## START DATASET EXCERPT

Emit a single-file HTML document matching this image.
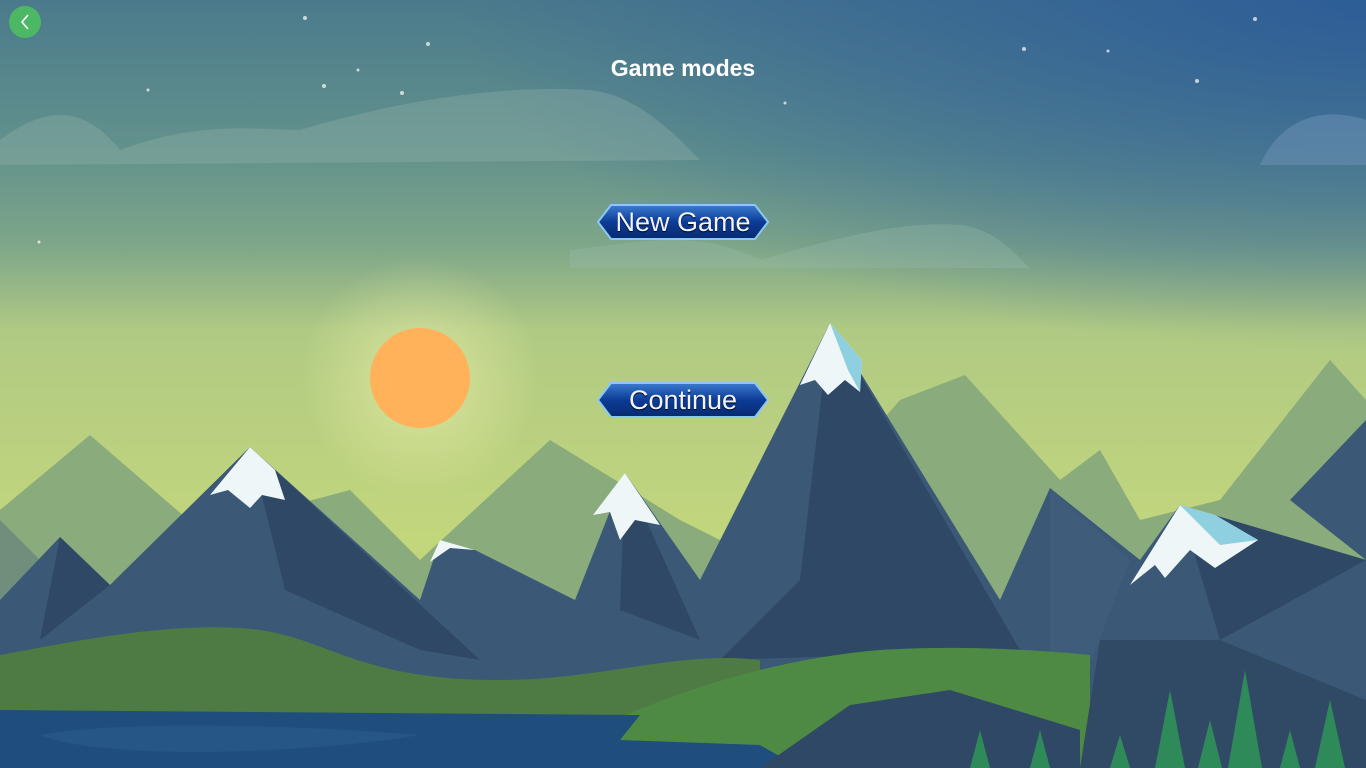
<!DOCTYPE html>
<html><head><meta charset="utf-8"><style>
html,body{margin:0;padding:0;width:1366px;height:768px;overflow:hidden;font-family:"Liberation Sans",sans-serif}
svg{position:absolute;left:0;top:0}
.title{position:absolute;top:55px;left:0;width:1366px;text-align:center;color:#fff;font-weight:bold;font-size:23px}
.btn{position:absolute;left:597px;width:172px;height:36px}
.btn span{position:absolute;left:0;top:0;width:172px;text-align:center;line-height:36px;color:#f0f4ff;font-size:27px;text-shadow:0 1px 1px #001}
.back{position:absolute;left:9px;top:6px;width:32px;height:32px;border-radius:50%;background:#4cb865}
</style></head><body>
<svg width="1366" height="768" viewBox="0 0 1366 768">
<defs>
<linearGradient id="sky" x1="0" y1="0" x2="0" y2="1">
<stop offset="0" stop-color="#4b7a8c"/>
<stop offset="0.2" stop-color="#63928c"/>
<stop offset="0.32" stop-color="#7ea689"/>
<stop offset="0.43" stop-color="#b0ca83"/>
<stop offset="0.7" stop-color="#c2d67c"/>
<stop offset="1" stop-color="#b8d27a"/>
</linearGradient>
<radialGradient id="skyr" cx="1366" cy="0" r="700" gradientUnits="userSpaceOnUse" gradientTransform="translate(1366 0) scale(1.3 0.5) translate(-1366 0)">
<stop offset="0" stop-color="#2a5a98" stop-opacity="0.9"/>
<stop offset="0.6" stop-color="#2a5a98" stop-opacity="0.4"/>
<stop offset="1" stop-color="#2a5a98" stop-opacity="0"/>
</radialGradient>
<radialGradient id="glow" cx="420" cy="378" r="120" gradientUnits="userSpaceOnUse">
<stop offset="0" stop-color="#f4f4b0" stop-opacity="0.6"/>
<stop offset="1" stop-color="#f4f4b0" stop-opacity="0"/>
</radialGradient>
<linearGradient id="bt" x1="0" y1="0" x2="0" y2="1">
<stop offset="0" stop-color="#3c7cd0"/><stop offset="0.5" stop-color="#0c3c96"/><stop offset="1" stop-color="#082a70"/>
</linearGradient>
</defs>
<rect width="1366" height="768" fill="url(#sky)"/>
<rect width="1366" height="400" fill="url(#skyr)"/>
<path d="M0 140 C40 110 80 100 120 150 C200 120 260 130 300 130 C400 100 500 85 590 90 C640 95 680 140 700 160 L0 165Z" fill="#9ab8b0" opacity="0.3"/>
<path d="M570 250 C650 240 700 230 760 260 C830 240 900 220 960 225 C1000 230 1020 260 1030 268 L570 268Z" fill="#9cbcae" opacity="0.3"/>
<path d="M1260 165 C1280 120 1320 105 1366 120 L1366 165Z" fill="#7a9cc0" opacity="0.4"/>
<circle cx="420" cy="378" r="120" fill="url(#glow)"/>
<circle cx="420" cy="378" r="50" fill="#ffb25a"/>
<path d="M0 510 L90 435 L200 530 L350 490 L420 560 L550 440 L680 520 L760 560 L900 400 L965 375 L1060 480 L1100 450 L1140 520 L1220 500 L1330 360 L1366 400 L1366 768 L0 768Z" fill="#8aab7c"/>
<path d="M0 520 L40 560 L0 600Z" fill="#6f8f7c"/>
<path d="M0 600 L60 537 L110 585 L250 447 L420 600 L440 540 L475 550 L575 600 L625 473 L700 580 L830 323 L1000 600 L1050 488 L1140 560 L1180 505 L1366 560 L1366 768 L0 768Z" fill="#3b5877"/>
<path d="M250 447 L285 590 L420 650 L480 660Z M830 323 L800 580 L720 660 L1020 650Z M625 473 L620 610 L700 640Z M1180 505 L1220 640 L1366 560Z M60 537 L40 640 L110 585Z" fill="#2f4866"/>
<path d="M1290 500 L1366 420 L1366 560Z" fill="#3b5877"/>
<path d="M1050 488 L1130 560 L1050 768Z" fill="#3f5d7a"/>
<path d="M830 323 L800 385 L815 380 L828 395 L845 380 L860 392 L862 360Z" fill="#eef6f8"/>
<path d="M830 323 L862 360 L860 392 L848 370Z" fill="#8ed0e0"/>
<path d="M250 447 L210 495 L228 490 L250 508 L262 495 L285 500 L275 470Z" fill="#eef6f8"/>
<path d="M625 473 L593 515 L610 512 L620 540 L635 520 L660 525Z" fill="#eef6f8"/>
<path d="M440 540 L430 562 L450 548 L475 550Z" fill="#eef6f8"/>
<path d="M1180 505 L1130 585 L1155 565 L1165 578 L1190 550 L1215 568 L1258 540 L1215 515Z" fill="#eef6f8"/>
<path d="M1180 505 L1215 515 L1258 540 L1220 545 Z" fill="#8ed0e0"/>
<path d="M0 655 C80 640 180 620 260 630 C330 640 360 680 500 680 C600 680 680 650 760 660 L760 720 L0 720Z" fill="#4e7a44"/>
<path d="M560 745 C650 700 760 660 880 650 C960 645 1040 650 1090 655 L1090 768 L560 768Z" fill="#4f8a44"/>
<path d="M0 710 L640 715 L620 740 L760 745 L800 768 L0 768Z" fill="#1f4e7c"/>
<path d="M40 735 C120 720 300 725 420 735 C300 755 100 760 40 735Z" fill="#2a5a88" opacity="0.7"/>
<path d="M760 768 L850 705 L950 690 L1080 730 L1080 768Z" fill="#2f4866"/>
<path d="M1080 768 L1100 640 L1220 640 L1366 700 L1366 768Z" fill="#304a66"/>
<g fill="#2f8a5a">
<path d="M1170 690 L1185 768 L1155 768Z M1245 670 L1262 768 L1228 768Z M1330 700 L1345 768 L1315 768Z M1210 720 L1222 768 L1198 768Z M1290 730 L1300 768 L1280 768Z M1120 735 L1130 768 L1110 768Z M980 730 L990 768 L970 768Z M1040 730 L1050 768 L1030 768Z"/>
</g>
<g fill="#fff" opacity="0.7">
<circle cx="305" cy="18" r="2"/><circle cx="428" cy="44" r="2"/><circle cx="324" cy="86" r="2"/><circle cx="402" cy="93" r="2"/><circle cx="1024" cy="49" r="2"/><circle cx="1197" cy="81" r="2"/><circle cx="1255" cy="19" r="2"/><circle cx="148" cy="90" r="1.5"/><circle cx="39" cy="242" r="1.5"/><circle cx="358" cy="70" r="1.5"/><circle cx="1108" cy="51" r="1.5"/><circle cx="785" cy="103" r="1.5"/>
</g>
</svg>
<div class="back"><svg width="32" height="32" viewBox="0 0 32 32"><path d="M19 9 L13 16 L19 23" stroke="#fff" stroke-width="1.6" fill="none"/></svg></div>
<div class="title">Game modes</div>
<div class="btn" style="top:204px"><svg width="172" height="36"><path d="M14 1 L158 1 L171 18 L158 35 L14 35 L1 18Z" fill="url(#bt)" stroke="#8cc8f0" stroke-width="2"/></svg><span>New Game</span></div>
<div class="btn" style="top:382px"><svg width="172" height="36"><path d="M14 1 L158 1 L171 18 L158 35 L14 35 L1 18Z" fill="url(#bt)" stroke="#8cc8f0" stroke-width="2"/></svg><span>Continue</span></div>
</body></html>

## END DATASET EXCERPT

WHAT THE TASK ASKS - Reproduce the full material exactly, excluding the pictures.

FINAL RESULT -
Emit a single-file HTML document matching this image.
<!DOCTYPE html>
<html><head><meta charset="utf-8"><style>
html,body{margin:0;padding:0;width:1366px;height:768px;overflow:hidden;font-family:"Liberation Sans",sans-serif}
svg{position:absolute;left:0;top:0}
.title{position:absolute;top:55px;left:0;width:1366px;text-align:center;color:#fff;font-weight:bold;font-size:23px}
.btn{position:absolute;left:597px;width:172px;height:36px}
.btn span{position:absolute;left:0;top:0;width:172px;text-align:center;line-height:36px;color:#f0f4ff;font-size:27px;text-shadow:0 1px 1px #001}
.back{position:absolute;left:9px;top:6px;width:32px;height:32px;border-radius:50%;background:#4cb865}
</style></head><body>
<svg width="1366" height="768" viewBox="0 0 1366 768">
<defs>
<linearGradient id="sky" x1="0" y1="0" x2="0" y2="1">
<stop offset="0" stop-color="#4b7a8c"/>
<stop offset="0.2" stop-color="#63928c"/>
<stop offset="0.32" stop-color="#7ea689"/>
<stop offset="0.43" stop-color="#b0ca83"/>
<stop offset="0.7" stop-color="#c2d67c"/>
<stop offset="1" stop-color="#b8d27a"/>
</linearGradient>
<radialGradient id="skyr" cx="1366" cy="0" r="700" gradientUnits="userSpaceOnUse" gradientTransform="translate(1366 0) scale(1.3 0.5) translate(-1366 0)">
<stop offset="0" stop-color="#2a5a98" stop-opacity="0.9"/>
<stop offset="0.6" stop-color="#2a5a98" stop-opacity="0.4"/>
<stop offset="1" stop-color="#2a5a98" stop-opacity="0"/>
</radialGradient>
<radialGradient id="glow" cx="420" cy="378" r="120" gradientUnits="userSpaceOnUse">
<stop offset="0" stop-color="#f4f4b0" stop-opacity="0.6"/>
<stop offset="1" stop-color="#f4f4b0" stop-opacity="0"/>
</radialGradient>
<linearGradient id="bt" x1="0" y1="0" x2="0" y2="1">
<stop offset="0" stop-color="#3c7cd0"/><stop offset="0.5" stop-color="#0c3c96"/><stop offset="1" stop-color="#082a70"/>
</linearGradient>
</defs>
<rect width="1366" height="768" fill="url(#sky)"/>
<rect width="1366" height="400" fill="url(#skyr)"/>
<path d="M0 140 C40 110 80 100 120 150 C200 120 260 130 300 130 C400 100 500 85 590 90 C640 95 680 140 700 160 L0 165Z" fill="#9ab8b0" opacity="0.3"/>
<path d="M570 250 C650 240 700 230 760 260 C830 240 900 220 960 225 C1000 230 1020 260 1030 268 L570 268Z" fill="#9cbcae" opacity="0.3"/>
<path d="M1260 165 C1280 120 1320 105 1366 120 L1366 165Z" fill="#7a9cc0" opacity="0.4"/>
<circle cx="420" cy="378" r="120" fill="url(#glow)"/>
<circle cx="420" cy="378" r="50" fill="#ffb25a"/>
<path d="M0 510 L90 435 L200 530 L350 490 L420 560 L550 440 L680 520 L760 560 L900 400 L965 375 L1060 480 L1100 450 L1140 520 L1220 500 L1330 360 L1366 400 L1366 768 L0 768Z" fill="#8aab7c"/>
<path d="M0 520 L40 560 L0 600Z" fill="#6f8f7c"/>
<path d="M0 600 L60 537 L110 585 L250 447 L420 600 L440 540 L475 550 L575 600 L625 473 L700 580 L830 323 L1000 600 L1050 488 L1140 560 L1180 505 L1366 560 L1366 768 L0 768Z" fill="#3b5877"/>
<path d="M250 447 L285 590 L420 650 L480 660Z M830 323 L800 580 L720 660 L1020 650Z M625 473 L620 610 L700 640Z M1180 505 L1220 640 L1366 560Z M60 537 L40 640 L110 585Z" fill="#2f4866"/>
<path d="M1290 500 L1366 420 L1366 560Z" fill="#3b5877"/>
<path d="M1050 488 L1130 560 L1050 768Z" fill="#3f5d7a"/>
<path d="M830 323 L800 385 L815 380 L828 395 L845 380 L860 392 L862 360Z" fill="#eef6f8"/>
<path d="M830 323 L862 360 L860 392 L848 370Z" fill="#8ed0e0"/>
<path d="M250 447 L210 495 L228 490 L250 508 L262 495 L285 500 L275 470Z" fill="#eef6f8"/>
<path d="M625 473 L593 515 L610 512 L620 540 L635 520 L660 525Z" fill="#eef6f8"/>
<path d="M440 540 L430 562 L450 548 L475 550Z" fill="#eef6f8"/>
<path d="M1180 505 L1130 585 L1155 565 L1165 578 L1190 550 L1215 568 L1258 540 L1215 515Z" fill="#eef6f8"/>
<path d="M1180 505 L1215 515 L1258 540 L1220 545 Z" fill="#8ed0e0"/>
<path d="M0 655 C80 640 180 620 260 630 C330 640 360 680 500 680 C600 680 680 650 760 660 L760 720 L0 720Z" fill="#4e7a44"/>
<path d="M560 745 C650 700 760 660 880 650 C960 645 1040 650 1090 655 L1090 768 L560 768Z" fill="#4f8a44"/>
<path d="M0 710 L640 715 L620 740 L760 745 L800 768 L0 768Z" fill="#1f4e7c"/>
<path d="M40 735 C120 720 300 725 420 735 C300 755 100 760 40 735Z" fill="#2a5a88" opacity="0.7"/>
<path d="M760 768 L850 705 L950 690 L1080 730 L1080 768Z" fill="#2f4866"/>
<path d="M1080 768 L1100 640 L1220 640 L1366 700 L1366 768Z" fill="#304a66"/>
<g fill="#2f8a5a">
<path d="M1170 690 L1185 768 L1155 768Z M1245 670 L1262 768 L1228 768Z M1330 700 L1345 768 L1315 768Z M1210 720 L1222 768 L1198 768Z M1290 730 L1300 768 L1280 768Z M1120 735 L1130 768 L1110 768Z M980 730 L990 768 L970 768Z M1040 730 L1050 768 L1030 768Z"/>
</g>
<g fill="#fff" opacity="0.7">
<circle cx="305" cy="18" r="2"/><circle cx="428" cy="44" r="2"/><circle cx="324" cy="86" r="2"/><circle cx="402" cy="93" r="2"/><circle cx="1024" cy="49" r="2"/><circle cx="1197" cy="81" r="2"/><circle cx="1255" cy="19" r="2"/><circle cx="148" cy="90" r="1.5"/><circle cx="39" cy="242" r="1.5"/><circle cx="358" cy="70" r="1.5"/><circle cx="1108" cy="51" r="1.5"/><circle cx="785" cy="103" r="1.5"/>
</g>
</svg>
<div class="back"><svg width="32" height="32" viewBox="0 0 32 32"><path d="M19 9 L13 16 L19 23" stroke="#fff" stroke-width="1.6" fill="none"/></svg></div>
<div class="title">Game modes</div>
<div class="btn" style="top:204px"><svg width="172" height="36"><path d="M14 1 L158 1 L171 18 L158 35 L14 35 L1 18Z" fill="url(#bt)" stroke="#8cc8f0" stroke-width="2"/></svg><span>New Game</span></div>
<div class="btn" style="top:382px"><svg width="172" height="36"><path d="M14 1 L158 1 L171 18 L158 35 L14 35 L1 18Z" fill="url(#bt)" stroke="#8cc8f0" stroke-width="2"/></svg><span>Continue</span></div>
</body></html>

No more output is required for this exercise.